Tra le conclusioni quella dell’avv. Gianpaolo Zanetta (nella foto), presidente di Federsanità Piemonte e già direttore generale della Città della Salute e della Scienza di Torino, per ribadire che la Riforma del SSN (Legge 833/1978) non costituisce solo un fatto storico, ma anche una maggior considerazione per tutti gli aspetti innovativi che ha introdotto nel corso dei decenni, comprese le successive riforme che ne hanno aggiornato il sistema. «Ma oggi – ha precisato – si è giunti ad un punto di “svolta” in quanto da tempo si parla di sostenibilità del SSN, come a voler dire in tono più o meno sommesso, che mancano (o stanno mancando) le risorse. In realtà, a mio avviso, il sistema sino ad oggi si è dimostrato sostenibile garantendo (e continua a garantire) un livello di prestazione importante.

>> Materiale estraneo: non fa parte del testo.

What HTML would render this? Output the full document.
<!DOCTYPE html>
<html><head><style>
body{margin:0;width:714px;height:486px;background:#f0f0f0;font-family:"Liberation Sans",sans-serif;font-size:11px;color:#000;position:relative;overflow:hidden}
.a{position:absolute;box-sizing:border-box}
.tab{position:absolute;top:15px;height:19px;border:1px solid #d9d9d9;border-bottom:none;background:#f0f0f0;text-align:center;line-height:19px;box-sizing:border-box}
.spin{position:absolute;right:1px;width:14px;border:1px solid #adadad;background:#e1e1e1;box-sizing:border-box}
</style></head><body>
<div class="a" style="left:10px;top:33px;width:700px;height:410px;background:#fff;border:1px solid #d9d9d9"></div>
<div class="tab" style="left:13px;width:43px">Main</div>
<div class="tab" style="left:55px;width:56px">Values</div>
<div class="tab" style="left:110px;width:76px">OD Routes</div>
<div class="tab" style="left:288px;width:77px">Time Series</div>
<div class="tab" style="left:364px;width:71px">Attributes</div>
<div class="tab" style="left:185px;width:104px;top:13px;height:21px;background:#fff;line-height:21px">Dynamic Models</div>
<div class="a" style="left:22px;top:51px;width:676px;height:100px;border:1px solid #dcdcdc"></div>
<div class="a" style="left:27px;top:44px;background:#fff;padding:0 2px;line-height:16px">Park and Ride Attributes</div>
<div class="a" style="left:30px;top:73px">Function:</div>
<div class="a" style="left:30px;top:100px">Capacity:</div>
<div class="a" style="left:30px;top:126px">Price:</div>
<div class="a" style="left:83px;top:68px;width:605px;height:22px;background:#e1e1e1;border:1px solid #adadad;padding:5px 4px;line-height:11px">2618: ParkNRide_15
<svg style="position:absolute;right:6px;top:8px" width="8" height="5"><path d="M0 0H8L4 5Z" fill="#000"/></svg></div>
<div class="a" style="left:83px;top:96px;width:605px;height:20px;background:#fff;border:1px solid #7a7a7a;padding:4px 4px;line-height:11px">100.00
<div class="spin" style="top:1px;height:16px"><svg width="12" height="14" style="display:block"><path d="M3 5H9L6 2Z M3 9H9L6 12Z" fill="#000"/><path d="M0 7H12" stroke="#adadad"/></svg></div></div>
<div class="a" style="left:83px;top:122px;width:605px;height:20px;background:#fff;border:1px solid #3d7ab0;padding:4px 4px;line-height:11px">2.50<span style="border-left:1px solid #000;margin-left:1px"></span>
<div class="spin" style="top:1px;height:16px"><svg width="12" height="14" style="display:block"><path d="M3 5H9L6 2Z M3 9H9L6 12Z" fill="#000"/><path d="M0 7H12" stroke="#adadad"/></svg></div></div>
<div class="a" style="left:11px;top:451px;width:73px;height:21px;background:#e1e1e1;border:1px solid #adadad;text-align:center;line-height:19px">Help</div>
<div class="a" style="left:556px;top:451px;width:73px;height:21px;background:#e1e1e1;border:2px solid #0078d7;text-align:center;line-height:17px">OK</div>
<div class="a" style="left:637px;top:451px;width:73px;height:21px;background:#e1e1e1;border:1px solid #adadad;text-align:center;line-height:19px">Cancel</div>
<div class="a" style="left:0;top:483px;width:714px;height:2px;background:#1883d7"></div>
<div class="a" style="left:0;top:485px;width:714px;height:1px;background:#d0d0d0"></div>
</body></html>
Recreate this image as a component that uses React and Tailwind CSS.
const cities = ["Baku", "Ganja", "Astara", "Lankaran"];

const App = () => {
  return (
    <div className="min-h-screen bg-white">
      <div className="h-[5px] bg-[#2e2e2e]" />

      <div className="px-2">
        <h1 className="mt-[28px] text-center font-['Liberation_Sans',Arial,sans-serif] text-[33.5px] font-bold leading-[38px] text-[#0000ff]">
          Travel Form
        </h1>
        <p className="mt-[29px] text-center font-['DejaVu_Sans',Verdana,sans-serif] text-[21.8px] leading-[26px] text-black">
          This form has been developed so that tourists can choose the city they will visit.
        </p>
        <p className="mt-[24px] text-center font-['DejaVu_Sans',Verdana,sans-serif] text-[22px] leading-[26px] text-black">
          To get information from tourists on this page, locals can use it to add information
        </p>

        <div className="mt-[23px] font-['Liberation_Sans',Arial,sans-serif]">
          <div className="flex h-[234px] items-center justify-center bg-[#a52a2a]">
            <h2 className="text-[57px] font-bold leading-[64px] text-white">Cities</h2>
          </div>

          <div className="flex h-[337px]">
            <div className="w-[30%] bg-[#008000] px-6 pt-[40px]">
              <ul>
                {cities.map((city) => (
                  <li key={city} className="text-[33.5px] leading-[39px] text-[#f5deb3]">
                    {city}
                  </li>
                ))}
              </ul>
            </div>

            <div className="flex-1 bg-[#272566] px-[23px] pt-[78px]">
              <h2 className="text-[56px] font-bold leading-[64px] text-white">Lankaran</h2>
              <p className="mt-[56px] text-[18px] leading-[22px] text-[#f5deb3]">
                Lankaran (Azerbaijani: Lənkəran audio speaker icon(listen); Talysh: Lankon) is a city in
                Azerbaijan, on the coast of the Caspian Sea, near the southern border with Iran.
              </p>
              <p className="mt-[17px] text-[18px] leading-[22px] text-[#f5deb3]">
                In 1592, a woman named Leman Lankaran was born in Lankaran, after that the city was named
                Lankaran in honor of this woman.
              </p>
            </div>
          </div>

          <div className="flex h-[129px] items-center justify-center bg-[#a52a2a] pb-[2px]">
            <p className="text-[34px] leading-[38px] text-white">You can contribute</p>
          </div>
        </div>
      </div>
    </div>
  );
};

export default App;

Si è così giunti ad un punto di “snodo” rispetto al quale è bene non dormire sugli allori». Secondo l’avvocato non meno importante è il problema-esigenza dell’innovazione che richiede nuove tecnologie, come pure il rinnovamento delle strutture sanitarie e, se non si interviene in tempi adeguati, si andrà incontro ad anni non privi di difficoltà… «Il Piemonte – ha concluso – sta tentando di rispondere a queste esigenze con il progetto del “Parco della Salute”, ossia la creazione di una nuova realtà ospedaliera e universitaria; un progetto nobile basato in gran parte sulla Ricerca e sull’innovazione tecnologica, rapportandosi nel contempo con il mondo industriale che gravita intorno alla Sanità subalpina e nazionale».